Furthermore, even after this debt jubilee has taken place, unemployment will still be high, and there will still be vastly underutilized capacity.

But if the government, after writing off the debt, putting everybody back to work and providing the means for the private sector to get to near full capacity again, continued to run massive deficits, then you would probably see some excessive inflation. That would be the time for the government to start going in the direction of budget surplus to cool the overheating economy (note: I didn’t say it had to achieve a literal surplus, just move in that direction with just enough acceleration).

It is all about balances; getting just the right amount of deficit spending to (a) compensate for the US current account deficit, and (b) minimize unemployment without crazy inflation.

Steven said...

@mojo

Yes, it does depend on the economy, and how you distribute the money. What you just described is a distribution that would most definitely cause inflation.

The money and debt don't just cancel out. The money now just goes to the debt holder, who then does bid on goods/services, or lends it out to someone, who then bids on goods/services. With more money for everyone, that causes inflation.

Also, frugal people do not necessarily have a higher MP to save. They could just be good at investing. They might spend 95& of their income, but know how to invest the 5% to make them frugal.

Furthermore, the entire point of government spending to stimulate the economy is to target spend, not to give everyone money.

If you give everyone money, despite the economy, there will always be inflation, AND it will increase inequality.

That's why the stimulus plan didn't just hand out money, it went to pay certain industries.

mojo.rhythm said...

Steven,

The money and debt don't just cancel out.

The money now just goes to the debt holder, who then does bid on goods/services, or lends it out to someone, who then bids on goods/services.

Mojo,

Oh contraire Steve! By definition, the loan and the principle cancel out; they are on opposite sides of the ledger in the spreadsheet (the loan is the bank asset and the liability is the deposit). This is bog-standard double-entry bookkeeping, which you learn in your first year in an accounting course.

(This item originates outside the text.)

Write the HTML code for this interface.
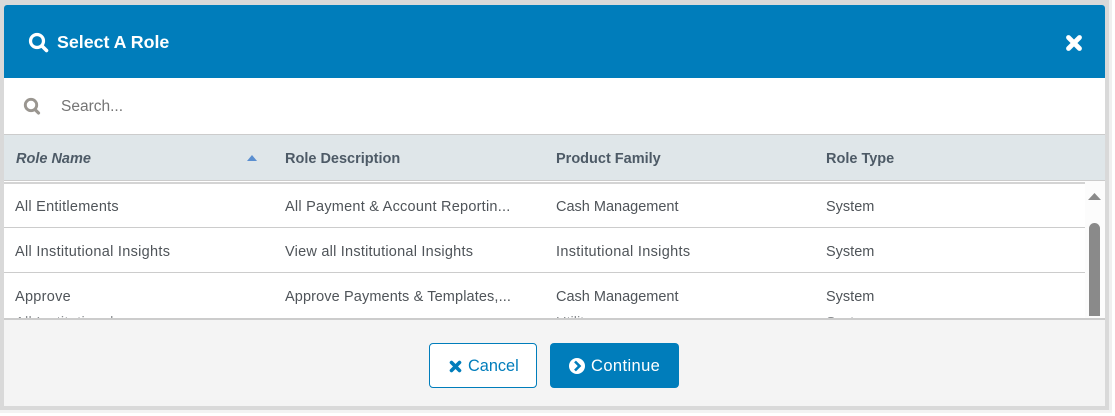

Interest is left over, which the banker collects. But remember: even if there was no debt jubilee, interest would still be paid on a regular basis to the banker, year after year. The Jubilee stops this debt peonage in its tracks, ensuring that banks get no more interest money (which is rent; not income earned by productive means, like entrepreneurial activity or labor).

Even if paying back debts gave banks a massive injection of new reserves, it does not follow that they will lend more money. The standard Money Multiplier model is flat-out false. Banks’s don’t have to sit on their hands, waiting for reserves, before extending loans; they lend solely on the basis of creditworthiness and expected return. In short, the money supply is endogenous.

en.wikipedia.org/Endogenous_Money

Endogenous money explains why quantitative easing has been so inconsequential.

Steven,

Also, frugal people do not necessarily have a higher MP to save.

They could just be good at investing.

Mojo,
If they are, then great! They have more cash to allocate towards capital goods. This will mobilize unused capacity, create jobs, and raise people’s standards of living. As I mentioned before, the US has very under-utilized capacity right now. Perfect.

Of course we are assuming that their investments weathered the recession and were able to generate sufficient income for the frugal folks to hold the fort and not get ensnared in a debt trap. Implausible, perhaps? Unfortunately, it is.

Steven,
Furthermore, the entire point of government spending to stimulate the economy is to target spend, not to give everyone money.

Mojo,
It actually is targeted spending. While not aimed at specific industries, firms or people, it is targeted for a very specific purpose: to eliminate the debt overhang. That is why I said the one condition of accepting the money will be you must first use it to pay down your debts, even if that uses all the money up.

mojo.rhythm said...

Steven,
They might spend 95& of their income, but know how to invest the 5% to make them frugal.

Mojo,
Like I mentioned, we have to assume that the Great Recession did not sour their investments and plunge them into debt hell. In fact, the very existence of this Depression is concrete evidence that those kinds of fantastically lucky people are either extremely rare or do not exist. The crisis was caused by an unsustainable acceleration of aggregate private debt, and the Depression is the subsequent outcome of everybody trying to pay down those unsustainable debts at the same time and not buying stuff in the real economy. If the economy was instead populated with prodigals who made most of their income from investing in Depression-proof capital goods, it would be a very different world.

Steven,
If you give everyone money, despite the economy, there will always be inflation, AND it will increase inequality.

Mojo,
It will decrease inequality. Why? Because, overall, the only parties who stand to lose big time from a Jubilee would be the bankers themselves. The banking sector makes money by creating debt. The more private debt there is in a society, and the quicker it is rising, the richer they become from interest payments. Financialization of the economy has been a huge catalyst for the insane inequality observed today. That financialization can be reversed if the bankers power can be taken away, which a debt Jubilee could play a big part in doing. The Golden Age of Capitalism occured during low levels of private debt and a largely industrial economy based on producing real goods and services.

I’ve already addressed your concerns about potential inflation here and in previous posts.

A Jubilee might seem like a far-out radical idea in this day and age, but for the vast majority of human history in which we have had markets and money, Jubilees were boringly regular occurences.

In fact, during the Roman Empire, the first thing the King of Rome would do, once crowned, would be to cancel all the outstanding debts. Why? Because if the majority of the population was too mired in debt, they would simply leave and seek residence elsewhere. And the Roman Empire could not abide that; they needed citizens for labor and soldiers for the army.